L'uomo nell’accostarsi al grande evento che Dio che viene deve affidarsi al Mistero. Una delle verità che oggi viene molto approfondita è il mistero dell'Incarnazione, un aspetto che noi tante volte non riusciamo a comprendere ma è nascosto nella grandezza di Dio: il tutto Dio che accade nella storia nella pienezza della sua umanità. Giuseppe oggi ci dice: “Entra in questo mistero, gustane la Presenza, lasciati arricchire dalla creatività di Dio”. E’ la potenza dello Spirito Santo!

Se noi riuscissimo a cogliere questi tre aspetti della figura di Giuseppe, potremmo intuire come prepararci al grande evento dell'Incarnazione: uomini che nel silenzio accolgono, che nella coscienza della propria povertà regalano a Dio i loro limiti in una accoglienza di quella esperienza del Dio che viene nella fecondità propria dello Spirito Santo. Non per niente - e noi abbiamo ascoltato - questo atteggiamento di Giuseppe dà compimento alla fedeltà di Dio: s’incarna, l’Emmanuele Dio con noi. In questo orizzonte, guardiamo in alto, regaliamo a Dio la nostra povertà, accogliamone il Mistero che è fecondità divina.
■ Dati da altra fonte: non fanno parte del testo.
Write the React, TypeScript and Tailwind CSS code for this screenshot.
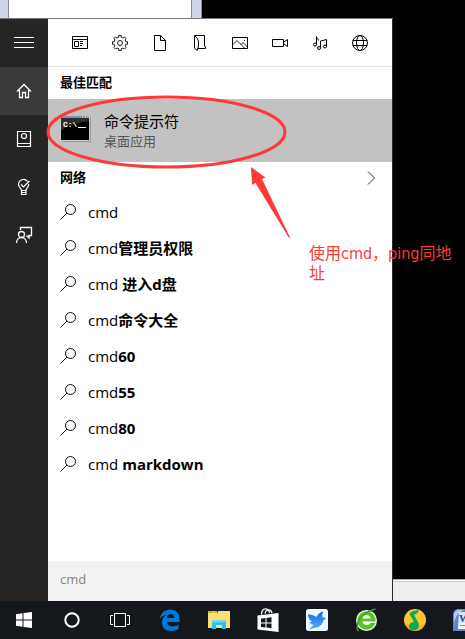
import { useState } from 'react';
import type { ReactNode } from 'react';

const suggestions = [
    { typed: 'cmd', rest: '' },
    { typed: 'cmd', rest: '管理员权限' },
    { typed: 'cmd ', rest: '进入d盘' },
    { typed: 'cmd', rest: '命令大全' },
    { typed: 'cmd', rest: '60' },
    { typed: 'cmd', rest: '55' },
    { typed: 'cmd', rest: '80' },
    { typed: 'cmd ', rest: 'markdown' },
];

function Line({ children }: { children: ReactNode }) {
    return (
        <svg viewBox="0 0 16 16" className="w-4 h-4 overflow-visible" fill="none" stroke="currentColor" aria-hidden="true">
            {children}
        </svg>
    );
}

const gearPath = () => {
    const points: string[] = [];
    for (let i = 0; i < 8; i++) {
        const a = (i * Math.PI) / 4;
        [[-0.22, 5.9], [-0.17, 7.6], [0.17, 7.6], [0.22, 5.9]].forEach(([d, r]) => {
            points.push(`${(8 + r * Math.sin(a + d)).toFixed(2)} ${(8 - r * Math.cos(a + d)).toFixed(2)}`);
        });
    }
    return `M${points.join('L')}Z`;
};

const filters = [
    {
        name: '应用',
        icon: <Line><path d="M.5 1.5h15v12H.5zM.5 4.5h15M2.5 6.5h4v5h-4zM8 6.5h3M8 8.5h3M8 10.5h2" /></Line>,
    },
    {
        name: '设置',
        icon: <Line><path d={gearPath()} strokeWidth="0.9" /><circle cx="8" cy="8" r="2.5" strokeWidth="0.9" /></Line>,
    },
    {
        name: '文档',
        icon: <Line><path d="M2.5.5h6l5 5v10h-11zM8.5.5v5h5" /></Line>,
    },
    {
        name: '文件夹',
        icon: <Line><path d="M2.5.5h10v10.5l1 1v1.5H6M2.5.5V13L5 15.5 6.5 11V6.5l-1-3-3-3" /></Line>,
    },
    {
        name: '照片',
        icon: <Line><path d="M.5 2.5h15v11H.5z" /><path d="M1 9.5l4-4 7.5 7.5M9 9.5l2-2 4.5 4.5M12 5.5h1" strokeWidth="0.9" /></Line>,
    },
    {
        name: '视频',
        icon: <Line><path d="M.5 4.5h11v7H.5zM12 7l3.5-2.5v7L12 9" /></Line>,
    },
    {
        name: '音乐',
        icon: (
            <Line>
                <path d="M4.5 9.5v-8c0 1.5 2 2 2 4M8.5 13V6l6-1.5v7" />
                <circle cx="3" cy="9.5" r="1.5" />
                <circle cx="7" cy="13" r="1.5" />
                <circle cx="13" cy="11.5" r="1.5" />
            </Line>
        ),
    },
    {
        name: '网页',
        icon: (
            <Line>
                <circle cx="8" cy="8" r="7.5" />
                <ellipse cx="8" cy="8" rx="3.5" ry="7.5" />
                <path d="M1 5.5h14M1 10.5h14" />
            </Line>
        ),
    },
];

const sideItems = [
    {
        name: '菜单',
        icon: (
            <svg viewBox="0 0 20 12" className="w-5 h-3" stroke="currentColor" aria-hidden="true">
                <path d="M0 .5h20M0 5.5h20M0 10.5h20" />
            </svg>
        ),
    },
    {
        name: '主页',
        active: true,
        icon: <Line><path d="M1 8.5l7-7 7 7M3.5 7v7.5h3v-5h3v5h3V7" strokeWidth="1.3" /></Line>,
    },
    {
        name: '笔记本',
        icon: <Line><path d="M1.5.5h13v15h-13zM1.5 12.5h13" strokeWidth="1.2" /><circle cx="8" cy="5" r="2.5" strokeWidth="1.2" /></Line>,
    },
    {
        name: '提示',
        icon: (
            <Line>
                <path d="M5.5 11.5C5.5 9 2.5 8.5 2.5 5.5a5 5 0 0 1 9-3M12.7 5c.3 3.5-2.7 4-2.7 6.5v4H5.5v-4H10M5.5 13.5H10M5 5.5L7.5 8l6-6" strokeWidth="1.2" />
            </Line>
        ),
    },
    {
        name: '反馈',
        icon: (
            <Line>
                <circle cx="5.5" cy="7.5" r="3" strokeWidth="1.3" />
                <path d="M.5 16c0-3 2-5.5 5-5.5s5 2.5 5 5.5M4.5 3V.5h11v8H13V11l-2.5-2.5" strokeWidth="1.3" />
            </Line>
        ),
    },
];

const systemItems = [
    {
        name: '开始',
        icon: (
            <svg viewBox="0 0 16 16" className="w-4 h-4" fill="#fff" aria-hidden="true">
                <path d="M0 2.2l6.5-.9v6.2H0zM7.5 1.1L16 0v7.5H7.5zM0 8.5h6.5v6.2L0 13.8zM7.5 8.5H16V16l-8.5-1.1z" />
            </svg>
        ),
    },
    {
        name: 'Cortana',
        icon: (
            <svg viewBox="0 0 16 16" className="w-4 h-4" fill="none" stroke="#fff" strokeWidth="2" aria-hidden="true">
                <circle cx="8" cy="8" r="6.7" />
            </svg>
        ),
    },
    {
        name: '任务视图',
        icon: (
            <svg viewBox="0 0 20 14" className="w-5 h-3.5" fill="none" stroke="#fff" aria-hidden="true">
                <path d="M4.5.5h11v13h-11zM3 2.5H.5v9H3M17 2.5h2.5v9H17" />
            </svg>
        ),
    },
];

const pinnedItems = [
    {
        name: 'Edge',
        icon: (
            <svg viewBox="0 0 22 22" className="w-[22px] h-[22px]" fill="#0078d7" aria-hidden="true">
                <path d="M1 9.5C2 4 5.5.5 11 .5c6 0 9.500 4 9.500 9.500v3H8c.2 3 2.600 4.500 5.700 4.500 2 0 4-.6 5.800-1.700v4.300c-2 1.200-4.400 1.800-7 1.800-6 0-9.500-3.500-9.500-8.500 0-3.500 1.800-6.300 5-8C5 6.200 2.500 7.300 1 9.500zM8 9h7c0-2.500-1.300-3.900-3.400-3.900C9.600 5.100 8.300 6.600 8 9z" />
            </svg>
        ),
    },
    {
        name: '文件资源管理器',
        icon: (
            <svg viewBox="0 0 22 20" className="w-[22px] h-5" aria-hidden="true">
                <path d="M0 2.5h9.5l1-1.5H22v17H0z" fill="#fddf78" />
                <path d="M0 1h9v2H0z" fill="#f3bb20" />
                <path d="M1.5 1.5h2v1h-2z" fill="#5fb94a" />
                <path d="M4 19v-8.5h14V19h-4v-4H8v4z" fill="#29bdf0" />
                <path d="M4 10.5h14v2H4z" fill="#6dd6f8" />
            </svg>
        ),
    },
    {
        name: '应用商店',
        icon: (
            <svg viewBox="0 0 22 24" className="w-[22px] h-6" aria-hidden="true">
                <path d="M4.5 6.5C4.5 3 6 .8 8.5.8c2 0 3.5 1.5 4 4.2M8 5.5c.5-2.5 2-3.700 4-3.700 1.500 0 2.500 1.200 3 3.200" fill="none" stroke="#fff" strokeWidth="1.3" />
                <path d="M.5 7.5L21.500 5v19L.5 21.500z" fill="#fff" />
                <path d="M4 10.700l4.500-.6v4.400H4zM9.500 10l5-.7v5.200h-5zM4 15.500h4.500v4L4 19zM9.500 15.500h5v4.700l-5-.6z" fill="#14181c" />
            </svg>
        ),
    },
    {
        name: '迅雷',
        icon: (
            <svg viewBox="0 0 24 24" className="w-6 h-6" aria-hidden="true">
                <defs>
                    <linearGradient id="bird" x1="0" y1="0" x2="0" y2="1">
                        <stop offset="0" stopColor="#1567e2" />
                        <stop offset="1" stopColor="#58b4fb" />
                    </linearGradient>
                </defs>
                <rect x="1" y="1" width="22" height="22" rx="2.5" fill="#f2f8ff" />
                <path d="M3 6.5c3-.3 6 .8 8.500 2.500 1.500-3.500 4-5 7-5.500-1.500 2-1.500 4-1 6 1.500-.3 3 .3 4 1.500-2 .3-3 1-3.500 2.500-1 4-4.500 6-8.500 6.500-1.500.3-3.500 1-5 2 1-2.500 2.500-4 4.500-5-2.500-.5-4-1.500-4.500-3h2.500C4.500 12 3.200 9.500 3 6.500z" fill="url(#bird)" />
            </svg>
        ),
    },
    {
        name: '360浏览器',
        icon: (
            <svg viewBox="0 0 24 24" className="w-6 h-6 overflow-visible" aria-hidden="true">
                <circle cx="12.5" cy="12.5" r="10.5" fill="#f2faef" />
                <circle cx="12.5" cy="12.5" r="9.2" fill="#5fc02f" />
                <path d="M8.5 10.5c.5-2.300 2-3.500 4-3.500s3.700 1.200 4.200 3.500z" fill="#fff" />
                <path d="M8.5 13.5H22v1.200h-5.500c-.8 1.500-2 2.300-4 2.300-2.200 0-3.600-1.200-4-3.500z" fill="#fff" />
                <path d="M3.5 23.5C1 19 3.500 9.500 10 5.500 14 2.500 19 .5 22.500.5 20 3.500 14 3.500 9 7.500 4.500 11.500 3 18 5 23z" fill="#3ba41c" />
            </svg>
        ),
    },
    {
        name: 'QQ音乐',
        icon: (
            <svg viewBox="0 0 24 24" className="w-6 h-6" aria-hidden="true">
                <circle cx="12" cy="12" r="11" fill="#fcc735" />
                <path d="M2 15a10.5 10.5 0 0 0 20 0c-4 4-15 4-20 0z" fill="#f7ab2a" />
                <path d="M15.5 1.3c.3 3.200-1.500 4.700-4.500 5.700l3.500 6c1.500 2.500 1.700 4 1.200 5.500-.8 2.500-3 4-5.200 4-2.500 0-4.500-1.800-4.500-4.200 0-2.500 2-4.300 5-4.300L6.500 6C8 2.500 13 3.500 15.500 1.300z" fill="#12a650" />
            </svg>
        ),
    },
    {
        name: 'Word',
        icon: (
            <svg viewBox="0 0 24 24" className="w-6 h-6" aria-hidden="true">
                <path d="M1 23V7c0-4 2-6 6-6h16v22z" fill="#5f86c8" />
                <path d="M2 16V7c0-3 2-5 5-5h5C6 4 3 9 2 16z" fill="#b4cdf2" />
                <path d="M7 4h16v17H6z" fill="#f0f5fd" />
                <path d="M7 4h9v11H7z" fill="#d9e5f8" />
                <text x="7" y="14" fontFamily="Liberation Serif, serif" fontWeight="700" fontSize="11" fill="#2350a0">W</text>
                <path d="M8 17.5h15M18 14.5h5M18 8.5h5" stroke="#6f95d4" />
            </svg>
        ),
    },
];

function ConsoleIcon() {
    return (
        <svg viewBox="0 0 32 28" className="w-8 h-7 shrink-0" aria-hidden="true">
            <rect x="2" y="2" width="29" height="25" rx="1" fill="#999" />
            <rect x="0" y="1" width="30" height="25" rx="1" fill="#c9ccd1" />
            <rect x="1" y="1" width="28" height="2" fill="#7d8fa9" />
            <path d="M22 2h1M25 2h1M27.5 2h1" stroke="#fff" />
            <rect x="1" y="3" width="28" height="22" fill="#000" />
            <path d="M1 3h28v3C15 8 6 11 1 16z" fill="#2d2d2d" />
            <text x="3" y="12" fontFamily="Liberation Mono, monospace" fontWeight="700" fontSize="8" fill="#fff">C:\</text>
            <path d="M18 12.5h8" stroke="#fff" />
        </svg>
    );
}

function SearchIcon() {
    return (
        <svg viewBox="0 0 16 16" className="w-4 h-4 shrink-0" fill="none" stroke="#111" aria-hidden="true">
            <circle cx="10.5" cy="5.5" r="5" />
            <path d="M7 9L.5 15.5" />
        </svg>
    );
}

export default function App() {
    const [query, setQuery] = useState('cmd');

    return (
        <div className="relative flex min-h-screen flex-col overflow-hidden bg-black font-['Open_Sans','Noto_Sans_CJK_SC',sans-serif] text-black">
            <div className="flex flex-1">
                <div className="flex w-[393px] shrink-0 flex-col">
                    {/* window behind the menu */}
                    <div className="flex h-[19px] border-b border-[#77777b]">
                        <div className="w-[9px] border-r border-[#888b99] bg-[#cfd6ec]" />
                        <div className="w-[182px] bg-white" />
                        <div className="w-[11px] border-x border-[#888b99] bg-[#cfd6ec]" />
                        <div className="flex-1 bg-black" />
                    </div>

                    <div className="flex flex-1 border-r border-[#2b2b2b] bg-white">
                        <nav className="w-12 shrink-0 bg-[#272523] text-white">
                            {sideItems.map((item) => (
                                <button
                                    key={item.name}
                                    aria-label={item.name}
                                    className={`flex h-12 w-12 items-center justify-center ${item.active ? 'bg-[#3c3a38]' : ''}`}
                                >
                                    {item.icon}
                                </button>
                            ))}
                        </nav>

                        <main className="flex min-w-0 flex-1 flex-col">
                            <div className="flex h-12 items-center border-b border-[#e0e0e0] px-3">
                                {filters.map((filter) => (
                                    <button key={filter.name} aria-label={filter.name} className="flex h-10 w-10 items-center justify-center">
                                        {filter.icon}
                                    </button>
                                ))}
                            </div>

                            <h2 className="flex h-8 items-center px-3 text-[13px] font-bold">最佳匹配</h2>
                            <button className="flex h-[63px] items-center gap-3 bg-[#c2c2c2] px-3 text-left">
                                <span className="pb-1">
                                    <ConsoleIcon />
                                </span>
                                <span className="flex flex-col">
                                    <span className="text-[15px] leading-5">命令提示符</span>
                                    <span className="text-[13px] leading-5 text-[#555]">桌面应用</span>
                                </span>
                            </button>

                            <div className="flex h-8 items-center justify-between px-3">
                                <h2 className="text-[13px] font-bold">网络</h2>
                                <button aria-label="更多" className="px-1">
                                    <svg viewBox="0 0 10 14" className="h-3.5 w-2.5" fill="none" stroke="#333" aria-hidden="true">
                                        <path d="M2 .5L8.5 7 2 13.5" />
                                    </svg>
                                </button>
                            </div>

                            <ul className="flex-1">
                                {suggestions.map((item) => (
                                    <li key={item.typed + item.rest}>
                                        <button className="flex h-9 w-full items-center gap-3 px-3 text-left text-[15px]">
                                            <SearchIcon />
                                            <span className="whitespace-pre">
                                                {item.typed}
                                                <b>{item.rest}</b>
                                            </span>
                                        </button>
                                    </li>
                                ))}
                            </ul>

                            <input
                                type="text"
                                aria-label="搜索"
                                value={query}
                                onChange={(e) => setQuery(e.target.value)}
                                className="h-10 w-full bg-[#f2f2f2] px-3 pb-1 text-[13px] text-[#858585] outline-none"
                            />
                        </main>
                    </div>
                </div>

                <div className="flex flex-1 flex-col justify-end">
                    <div className="h-[22px] border-t border-[#aaa] bg-[#eee]">
                        <div className="h-0.5 border-b border-[#cfcbd2] bg-white" />
                    </div>
                </div>
            </div>

            <footer className="flex h-[38px] bg-[#14181c]">
                {systemItems.map((item) => (
                    <button key={item.name} aria-label={item.name} className="flex w-12 shrink-0 items-center justify-center">
                        {item.icon}
                    </button>
                ))}
                <div className="flex pl-px">
                    {pinnedItems.map((item) => (
                        <button key={item.name} aria-label={item.name} className="flex w-[49px] shrink-0 items-center justify-center">
                            {item.icon}
                        </button>
                    ))}
                </div>
            </footer>

            {/* red markup drawn over the desktop */}
            <svg viewBox="0 0 300 250" className="pointer-events-none absolute left-0 top-0 h-[250px] w-[300px]" aria-hidden="true">
                <ellipse cx="166.5" cy="132" rx="118.5" ry="35" fill="none" stroke="#fb3a3a" strokeWidth="3" />
                <path d="M251 167l14.5 10.5L262 179l28 58.500-1 .5L255.500 183l-3.500 2z" fill="#fb3a3a" />
            </svg>
            <p className="absolute left-[309px] top-[244px] w-[148px] font-['DejaVu_Sans_Condensed','Noto_Sans_CJK_SC',sans-serif] text-[16px] leading-5 text-[#fb3a3a]">
                使用cmd，ping同地址
            </p>
        </div>
    );
}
È il mistero eucaristico che stiamo celebrando: l’eucarestia è per l'uomo che vive dell’oggi di Dio, che nella propria povertà si fida di Dio, a Dio si affida, e Dio non lo delude: il corpo e sangue di Cristo! La bellezza dell'Eucarestia sta nella continua Incarnazione. È molto bello come sant'Ambrogio stabilisca un meraviglioso parallelismo tra il Vangelo di questa mattina e il mistero eucaristico: il mistero eucaristico è il darsi del mistero dell'annunciazione, dell'apparire del mistero divino davanti al quale l'uomo, come Giuseppe, si pone in silenzio, superando il chiasso per cogliere il darsi dell'ineffabilità dell’oggi della salvezza. E’ quello che noi vogliamo celebrare in queste eucarestia con Giuseppe, amando il suo silenzio, i suoi punti di domanda, ma con questa certezza: se noi sogniamo nella fede, gustiamo la fecondità di Dio e questa fecondità di Dio è la speranza, spesso in un clima complesso come quello nel quale noi viviamo. Noi abbiamo la ferma certezza che sognando i progetti di Dio l'uomo ritrova la speranza di camminare nel percorso della vita con l’Emmanuele per giungere a quella pienezza di gloria che sarà il Dio tutto in ciascuno di noi.